Where I am now on my FIRE journey
Since 2013, I’ve been much more focused on financial independence and early retirement. Not just the money aspects – the “how” – although of course I pay a lot of attention to that. But also the “why” and the “what” of FIRE. The why is clear to me – as much as I love being in the military, it’s not my whole life. There are other things I care about. So I will dedicate myself to the military for now, but eventually I will say goodbye and go live life on my own terms.
The what is a bit harder to determine, and it changes. I’m referring to how FIRE will actually work – what will I do all day? Well, here are some of my ideas:
- Take that sweet, sweet GI Bill and go study anything I want.

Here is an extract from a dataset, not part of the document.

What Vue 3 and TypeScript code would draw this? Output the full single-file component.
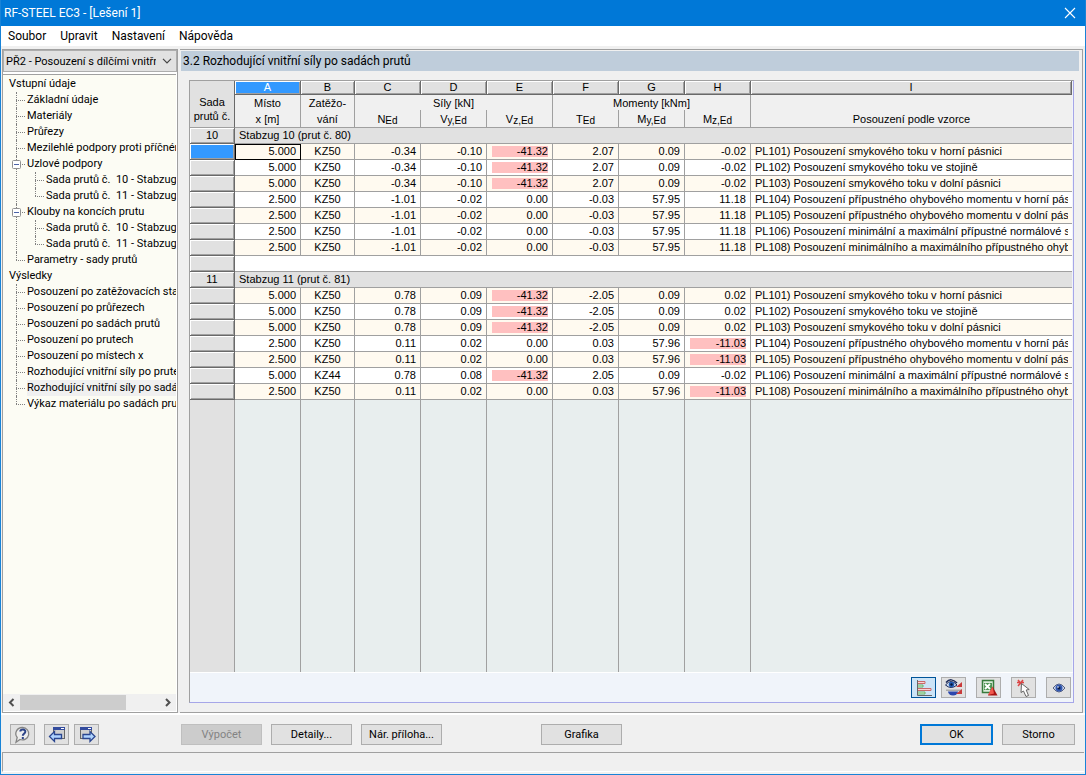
<script setup lang="ts">
interface Row {
  x: string
  lc: string
  n: string
  vy: string
  vz: string
  t: string
  my: string
  mz: string
  text: string
  hot?: 'vz' | 'mz'
}
interface TreeItem {
  label: string
  current?: boolean
  children?: string[]
}

const menus = ['Soubor', 'Upravit', 'Nastavení', 'Nápověda']

const tree: { label: string; items: TreeItem[] }[] = [
  {
    label: 'Vstupní údaje',
    items: [
      { label: 'Základní údaje' },
      { label: 'Materiály' },
      { label: 'Průřezy' },
      { label: 'Mezilehlé podpory proti příčnému posunu' },
      { label: 'Uzlové podpory', children: ['Sada prutů č.  10 - Stabzug 10', 'Sada prutů č.  11 - Stabzug 11'] },
      { label: 'Klouby na koncích prutu', children: ['Sada prutů č.  10 - Stabzug 10', 'Sada prutů č.  11 - Stabzug 11'] },
      { label: 'Parametry - sady prutů' },
    ],
  },
  {
    label: 'Výsledky',
    items: [
      { label: 'Posouzení po zatěžovacích stavech' },
      { label: 'Posouzení po průřezech' },
      { label: 'Posouzení po sadách prutů' },
      { label: 'Posouzení po prutech' },
      { label: 'Posouzení po místech x' },
      { label: 'Rozhodující vnitřní síly po prutech' },
      { label: 'Rozhodující vnitřní síly po sadách prutů', current: true },
      { label: 'Výkaz materiálu po sadách prutů' },
    ],
  },
]

const letters = ['A', 'B', 'C', 'D', 'E', 'F', 'G', 'H', 'I']

const texts: Record<number, string> = {
  101: 'Posouzení smykového toku v horní pásnici',
  102: 'Posouzení smykového toku ve stojině',
  103: 'Posouzení smykového toku v dolní pásnici',
  104: 'Posouzení přípustného ohybového momentu v horní pásnici',
  105: 'Posouzení přípustného ohybového momentu v dolní pásnici',
  106: 'Posouzení minimální a maximální přípustné normálové síly',
  108: 'Posouzení minimálního a maximálního přípustného ohybového momentu',
}

function row(code: number, values: string, hot?: 'vz' | 'mz'): Row {
  const [x, lc, n, vy, vz, t, my, mz] = values.split(' ')
  return { x, lc, n, vy, vz, t, my, mz, hot, text: `PL${code}) ${texts[code]}` }
}

const groups: { no: string; title: string; rows: Row[] }[] = [
  {
    no: '10',
    title: 'Stabzug 10 (prut č. 80)',
    rows: [
      row(101, '5.000 KZ50 -0.34 -0.10 -41.32 2.07 0.09 -0.02', 'vz'),
      row(102, '5.000 KZ50 -0.34 -0.10 -41.32 2.07 0.09 -0.02', 'vz'),
      row(103, '5.000 KZ50 -0.34 -0.10 -41.32 2.07 0.09 -0.02', 'vz'),
      row(104, '2.500 KZ50 -1.01 -0.02 0.00 -0.03 57.95 11.18'),
      row(105, '2.500 KZ50 -1.01 -0.02 0.00 -0.03 57.95 11.18'),
      row(106, '2.500 KZ50 -1.01 -0.02 0.00 -0.03 57.95 11.18'),
      row(108, '2.500 KZ50 -1.01 -0.02 0.00 -0.03 57.95 11.18'),
    ],
  },
  {
    no: '11',
    title: 'Stabzug 11 (prut č. 81)',
    rows: [
      row(101, '5.000 KZ50 0.78 0.09 -41.32 -2.05 0.09 0.02', 'vz'),
      row(102, '5.000 KZ50 0.78 0.09 -41.32 -2.05 0.09 0.02', 'vz'),
      row(103, '5.000 KZ50 0.78 0.09 -41.32 -2.05 0.09 0.02', 'vz'),
      row(104, '2.500 KZ50 0.11 0.02 0.00 0.03 57.96 -11.03', 'mz'),
      row(105, '2.500 KZ50 0.11 0.02 0.00 0.03 57.96 -11.03', 'mz'),
      row(106, '5.000 KZ44 0.78 0.08 -41.32 2.05 0.09 -0.02', 'vz'),
      row(108, '2.500 KZ50 0.11 0.02 0.00 0.03 57.96 -11.03', 'mz'),
    ],
  },
]
</script>

<template>
  <div class="window">
    <header class="titlebar">
      <h1>RF-STEEL EC3 - [Lešení 1]</h1>
      <button class="close" type="button" aria-label="Zavřít">
        <svg width="12" height="12" viewBox="0 0 12 12"><path d="M1 1l10 10M11 1L1 11" stroke="#fff" stroke-width="1.1" fill="none" /></svg>
      </button>
    </header>
    <nav class="menubar">
      <button v-for="m in menus" :key="m" type="button">{{ m }}</button>
    </nav>

    <div class="body">
      <aside class="side">
        <div class="combo">
          <select aria-label="Návrhový případ">
            <option>PŘ2 - Posouzení s dílčími vnitřními silami</option>
          </select>
          <svg width="10" height="6" viewBox="0 0 10 6"><path d="M1 .8l4 4 4-4" stroke="#444" stroke-width="1.200" fill="none" /></svg>
        </div>
        <div class="tree-box">
          <ul class="tree">
            <li v-for="g in tree" :key="g.label">
              <span class="node">{{ g.label }}</span>
              <ul>
                <li v-for="it in g.items" :key="it.label" class="branch">
                  <svg v-if="it.children" class="toggle" width="9" height="9" viewBox="0 0 9 9"><rect x=".5" y=".5" width="8" height="8" rx="1" fill="#fff" stroke="#919191" /><path d="M2 4.500h5" stroke="#4b63a7" /></svg>
                  <span class="node" :class="{ current: it.current }">{{ it.label }}</span>
                  <ul v-if="it.children">
                    <li v-for="c in it.children" :key="c" class="branch"><span class="node">{{ c }}</span></li>
                  </ul>
                </li>
              </ul>
            </li>
          </ul>
          <div class="hscroll">
            <svg width="17" height="15" viewBox="0 0 17 15"><path d="M10.500 4L7 7.500l3.500 3.500" stroke="#505050" stroke-width="2" fill="none" /></svg>
            <div class="track"><div class="thumb"></div></div>
            <svg width="17" height="15" viewBox="0 0 17 15"><path d="M7 4l3.500 3.500L7 11" stroke="#505050" stroke-width="2" fill="none" /></svg>
          </div>
        </div>
      </aside>

      <main class="main">
        <h2>3.2 Rozhodující vnitřní síly po sadách prutů</h2>
        <div class="panel">
          <div class="grid-area">
            <table>
              <colgroup>
                <col class="c-no" /><col class="c-a" /><col class="c-b" />
                <col v-for="i in 6" :key="i" class="c-v" />
                <col />
              </colgroup>
              <thead>
                <tr class="letters">
                  <th class="corner" rowspan="3">Sada<br />prutů č.</th>
                  <th v-for="l in letters" :key="l" :class="{ on: l === 'A' }">{{ l }}</th>
                </tr>
                <tr class="names top">
                  <th>Místo</th>
                  <th>Zatěžo-</th>
                  <th colspan="3">Síly [kN]</th>
                  <th colspan="3">Momenty [kNm]</th>
                  <th></th>
                </tr>
                <tr class="names bottom">
                  <th>x [m]</th>
                  <th>vání</th>
                  <th>N<small>Ed</small></th>
                  <th>V<small>y,Ed</small></th>
                  <th>V<small>z,Ed</small></th>
                  <th>T<small>Ed</small></th>
                  <th>M<small>y,Ed</small></th>
                  <th>M<small>z,Ed</small></th>
                  <th>Posouzení podle vzorce</th>
                </tr>
              </thead>
              <tbody v-for="(g, gi) in groups" :key="g.no">
                <tr class="group">
                  <th>{{ g.no }}</th>
                  <td colspan="9">{{ g.title }}</td>
                </tr>
                <tr v-for="(r, i) in g.rows" :key="i" :class="{ odd: i % 2 === 0 }">
                  <th :class="{ on: gi === 0 && i === 0 }"></th>
                  <td class="num" :class="{ focus: gi === 0 && i === 0 }">{{ r.x }}</td>
                  <td class="mid">{{ r.lc }}</td>
                  <td class="num">{{ r.n }}</td>
                  <td class="num">{{ r.vy }}</td>
                  <td class="num"><span :class="{ hot: r.hot === 'vz' }">{{ r.vz }}</span></td>
                  <td class="num">{{ r.t }}</td>
                  <td class="num">{{ r.my }}</td>
                  <td class="num"><span :class="{ hot: r.hot === 'mz' }">{{ r.mz }}</span></td>
                  <td class="text"><span>{{ r.text }}</span></td>
                </tr>
                <tr v-if="gi === 0" class="gap"><th></th><td colspan="9"></td></tr>
              </tbody>
            </table>
            <div class="rest"><i v-for="i in 10" :key="i"></i></div>
          </div>
          <div class="tools">
            <button type="button" class="tool active" aria-label="Barevné pruhy">
              <svg width="18" height="18" viewBox="0 0 18 18"><path d="M2.500 1v15.500H17" stroke="#666" fill="none" /><path d="M3 2.500h7v2H3M3 9.500h13v2H3" stroke="#c96a6a" fill="#f9d4d4" /><path d="M3 6h5v2H3M3 13h7v2H3" stroke="#6ab06a" fill="#d2f3d2" /></svg>
            </button>
            <button type="button" class="tool" aria-label="Zobrazit překročené hodnoty">
              <svg width="18" height="18" viewBox="0 0 18 18"><path d="M1 10.500h16v1.500H1z" fill="#aaa" /><path d="M3 12.500h10a5 4 0 0 1-10 0z" fill="#2c48ae" /><path d="M17 3v5h-6zM17 10v5h-6z" fill="#c93a3a" /><path d="M.5 6Q6-1 12 6 6 11 .5 6z" fill="#d5e3f5" stroke="#172655" /><circle cx="6.500" cy="5.500" r="2.800" fill="#245db5" /><circle cx="6.500" cy="5.500" r="1.200" fill="#071737" /><path d="M1 3.500Q6-2 12 4" stroke="#172655" stroke-width="1.500" fill="none" /></svg>
            </button>
            <button type="button" class="tool wide" aria-label="Export do Excelu">
              <svg width="18" height="18" viewBox="0 0 18 18"><rect x="2.500" y="1.500" width="11" height="12" fill="#d9ebd8" stroke="#377b3d" stroke-width="1.500" /><path d="M4 4h8v7H4z" fill="#4f9455" /><path d="M5 5l5 5M10 5l-5 5" stroke="#fff" stroke-width="1.800" /><path d="M12.500 7.500l5 9H8z" fill="#a81414" /><path d="M12.500 7.500l1.500 7L8 16z" fill="#f0584e" /></svg>
            </button>
            <button type="button" class="tool wide" aria-label="Vybrat v grafice">
              <svg width="18" height="18" viewBox="0 0 18 18"><path d="M3 1l5 6M8 1L3 7M2 3.500h7" stroke="#dc4646" stroke-width="1.500" /><path d="M6.500 4.500l-.5 9 2.500-1.500 2.500 5.500 2.500-1-2.300-5.500 3-.5z" fill="#fff" stroke="#666" /></svg>
            </button>
            <button type="button" class="tool wide" aria-label="Zobrazení">
              <svg width="18" height="18" viewBox="0 0 18 18"><path d="M3 9Q9 1 15 9 9 17 3 9z" fill="#c8d2e8" stroke="#555f80" /><circle cx="9" cy="9" r="3.500" fill="#3358b0" /><circle cx="9" cy="9" r="1.500" fill="#0c1c47" /><circle cx="8" cy="8" r=".8" fill="#fff" /></svg>
            </button>
          </div>
        </div>
      </main>
    </div>

    <footer class="actions">
      <button type="button" class="icon-btn help" aria-label="Nápověda">
        <svg width="20" height="18" viewBox="0 0 20 18"><path d="M9.500 1.500a6.500 6.200 0 1 1-2.500 12L3 16.200l1.200-4.700A6.500 6.200 0 0 1 9.500 1.500z" fill="#eee" stroke="#858585" stroke-width="1.300" /><path d="M7.300 5.500c.3-2.600 5.400-2.600 5 .3-.3 2-2.500 2-2.500 4" stroke="#2d4488" stroke-width="2" fill="none" /><rect x="8.800" y="11" width="2" height="2" fill="#2d4488" /></svg>
      </button>
      <button type="button" class="icon-btn" aria-label="Předchozí tabulka">
        <svg width="20" height="18" viewBox="0 0 20 18"><rect x="6.500" y="1.500" width="11" height="11" fill="#d0d0d0" stroke="#666" /><path d="M6 1h12v3H6z" fill="#344c9e" /><path d="M14 2h3v1h-3z" fill="#fff" /><path d="M2.500 10.500l5-5v3h7v4h-7v3z" fill="#b0d4ff" stroke="#2a4690" stroke-width="1.300" /></svg>
      </button>
      <button type="button" class="icon-btn" aria-label="Následující tabulka">
        <svg width="20" height="18" viewBox="0 0 20 18"><rect x="3.500" y="1.500" width="11" height="11" fill="#d0d0d0" stroke="#666" /><path d="M3 1h12v3H3z" fill="#344c9e" /><path d="M11 2h3v1h-3z" fill="#fff" /><path d="M18 10.500l-5-5v3H6v4h7v3z" fill="#b0d4ff" stroke="#2a4690" stroke-width="1.300" /></svg>
      </button>
      <div class="center">
        <button type="button" class="btn" disabled>Výpočet</button>
        <button type="button" class="btn">Detaily...</button>
        <button type="button" class="btn">Nár. příloha...</button>
        <button type="button" class="btn graphic">Grafika</button>
      </div>
      <div class="right">
        <button type="button" class="btn ok">OK</button>
        <button type="button" class="btn">Storno</button>
      </div>
    </footer>
    <div class="status"></div>
  </div>
</template>

<style>
html, body, #app { height: 100%; }
body { margin: 0; }
</style>

<style scoped>
* { box-sizing: border-box; }
.window {
  display: flex;
  flex-direction: column;
  height: 100%;
  overflow: hidden;
  border: 1px solid #1883d7;
  border-top: 0;
  background: #f0f0f0;
  color: #000;
  font: 11px/16px Roboto, Tahoma, sans-serif;
}
h1, h2, ul { margin: 0; padding: 0; font: inherit; list-style: none; }
button { margin: 0; padding: 0; font: inherit; color: inherit; }
.titlebar {
  display: flex;
  flex: none;
  align-items: center;
  justify-content: space-between;
  height: 26px;
  padding: 0 9px 0 3px;
  background: #0078d7;
  color: #fff;
  font-size: 12px;
}
.close { display: flex; border: 0; background: none; }
.menubar { display: flex; flex: none; gap: 14px; height: 20px; padding: 0 7px; background: #fff; font-size: 12px; }
.menubar button { border: 0; background: none; }

.body { display: flex; flex: 1; min-height: 0; padding: 3px 0 0 1px; }
.side {
  display: flex;
  flex: none;
  flex-direction: column;
  width: 176px;
  padding-bottom: 1px;
  border: 1px solid #a0a0a0;
  background: #fff;
}
.combo {
  display: flex;
  align-items: center;
  height: 22px;
  margin: 0 0 2px;
  padding-right: 4px;
  border: 1px solid #adadad;
  background: #e1e1e1;
}
.combo select {
  flex: 1;
  min-width: 0;
  height: 20px;
  padding: 2px 0 0 2px;
  border: 0;
  overflow: hidden;
  appearance: none;
  background: none;
  color: #000;
  font: inherit;
  text-overflow: clip;
}
.combo svg { flex: none; margin-left: 6px; }
.tree-box {
  display: flex;
  flex: 1;
  flex-direction: column;
  min-height: 0;
  margin-right: 1px;
  border-top: 1px solid #a0a0a0;
  background: #fcfcf4;
}
.tree { flex: 1; min-height: 0; overflow: hidden; padding-top: 1px; white-space: pre; }
.tree > li > .node { padding-left: 6px; }
.tree .node { display: block; height: 16px; }
.tree .branch { position: relative; padding-left: 24px; }
.branch .branch { padding-left: 19px; }
.branch::before { content: ""; position: absolute; left: 13px; top: 8px; width: 9px; border-top: 1px dotted #808080; }
.branch::after { content: ""; position: absolute; left: 13px; top: 0; bottom: 0; border-left: 1px dotted #808080; }
.branch:last-child::after { bottom: auto; height: 8px; }
.branch .branch::before, .branch .branch::after { left: 8px; }
.toggle { position: absolute; left: 9px; top: 4px; z-index: 1; }
.current { background: #f0f0f0; }
.hscroll { display: flex; flex: none; height: 17px; padding: 1px 0; background: #f0f0f0; align-items: center; }
.hscroll svg { flex: none; }
.track { flex: 1; }
.thumb { width: 76%; height: 15px; background: #cdcdcd; }

.main {
  display: flex;
  flex: 1;
  flex-direction: column;
  min-width: 0;
  margin: 0 2px;
  padding: 1px 3px 9px 1px;
  border: 1px solid #a0a0a0;
  border-left: 0;
}
.main h2 { flex: none; height: 20px; padding: 1px 2px; background: #bfcddb; font-size: 12px; line-height: 18px; }
.panel {
  display: flex;
  flex: 1;
  flex-direction: column;
  min-height: 0;
  margin: 9px 5px 0 8px;
  border: 1px solid #a0a0a0;
  border-right-color: #a6a6e8;
  border-bottom-color: #a6a6e8;
  background: #f0f4fa;
}
.grid-area { display: flex; flex: 1; flex-direction: column; min-height: 0; padding-right: 1px; overflow: hidden; }
table {
  flex: none;
  width: 100%;
  table-layout: fixed;
  border-collapse: separate;
  border-spacing: 0;
  font: 11px/15px "Liberation Sans", Arial, sans-serif;
}
.c-no { width: 45px; }
.c-a { width: 66px; }
.c-b { width: 54px; }
.c-v { width: 66px; }
th, td { padding: 0; border-right: 1px solid #a0a0a0; border-bottom: 1px solid #a0a0a0; font-weight: normal; }
tr > :last-child { border-right: 0; }
thead th { background: #f0f0f0; text-align: center; }
.corner { padding: 14px 0 0; vertical-align: top; line-height: 14px; }
thead .corner, tbody th { background: #e1e1e1; border-right: 1px solid #696969; }
.letters th:not(.corner) {
  height: 14px;
  background: #e1e1e1;
  border-right: 1px solid #696969;
  border-bottom: 1px solid #696969;
  box-shadow: inset 1px 1px #fff, inset -1px -1px #a0a0a0;
  line-height: 13px;
}
.letters th.on:not(.corner) { background: #3399ff; color: #fff; }
.names.top th { height: 15px; border-bottom: 0; line-height: 14px; }
.names.bottom th { height: 18px; line-height: 16px; }
small { font-size: 10px; vertical-align: -1px; line-height: 10px; }
tbody th, tbody td { height: 16px; line-height: 15px; }
tbody th { border-bottom-color: #696969; box-shadow: inset 1px 1px #fff, inset -1px -1px #a0a0a0; }
tbody th.on { background: #3399ff; }
.group td { padding-left: 4px; background: #e1e1e1; }
tbody td { background: #fff; }
tr.group td { background: #e1e1e1; }
tr.odd td { background: #fffaf0; }
td.num { padding-right: 4px; text-align: right; }
.num span { display: block; height: 11px; margin-left: 5px; line-height: 11px; }
.num .hot { background: #ffc0c0; }
.focus { outline: 1px solid #000; outline-offset: -1px; }
.mid { text-align: center; }
td.text { padding: 0 4px; }
.text span { display: block; overflow: hidden; white-space: nowrap; }
.rest { display: grid; flex: 1; grid-template-columns: 45px 66px 54px repeat(6, 66px) 1fr; background: #e8eeee; }
.rest i { border-right: 1px solid #a0a0a0; }
.rest i:first-child { background: #e1e1e1; }
.rest i:last-child { border-right: 0; }
.tools { display: flex; flex: none; justify-content: flex-end; align-items: flex-start; gap: 5px; height: 30px; padding: 4px 2px 0; border-top: 1px solid #fff; }
.tool, .icon-btn { display: flex; align-items: center; justify-content: center; width: 25px; height: 21px; border: 1px solid #adadad; background: #e1e1e1; }
.tool.wide { margin-left: 5px; }
.tool.active { border-color: #005499; background: #cce4f7; }

.actions { display: flex; flex: none; height: 39px; padding: 9px 10px 0 9px; border-top: 2px solid #fff; }
.icon-btn { margin-right: 5px; }
.icon-btn.help { margin-right: 9px; }
.center { display: flex; gap: 9px; margin-left: 77px; }
.btn { width: 81px; height: 21px; border: 1px solid #adadad; background: #e1e1e1; line-height: 19px; }
.btn:disabled { border-color: #bfbfbf; background: #cccccc; color: #838383; }
.graphic { margin-left: 90px; }
.right { display: flex; gap: 9px; margin-left: auto; }
.right .btn { width: 73px; }
.right .ok { border: 2px solid #0078d7; line-height: 17px; }
.status { flex: none; height: 20px; margin: 0 1px 2px; border: solid #a0a0a0; border-width: 1px 0 1px 1px; border-bottom-color: #fff; }
</style>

No degree in mind, just the pure joy of learning. Although a few people have suggested I get certified as a financial planner. We’ll see. Or maybe cooking school!
- Hike the Appalachian Trail. And the Pacific Crest Trail. And the Camino de Santiago, and the Coast to Coast in England, and and and…
- Foster some dogs.
- Build a tiny house. Or restore a 1967 Volkswagen Beetle. Or learn to build furniture. Maybe all of these things.
- TRAVEL!! So much travel!!
- Write a book.
- Visit friends and family.
- Learn to draw. I’m really, really bad at this.
So on and so forth. I honestly don’t understand people who say they would be bored in retirement. There is so much to do!
So that’s my story. How I got to where I am, and where I want to go. I’m excited to share more with you about how I plan to get to FIRE – the broad concepts and also the minutiae.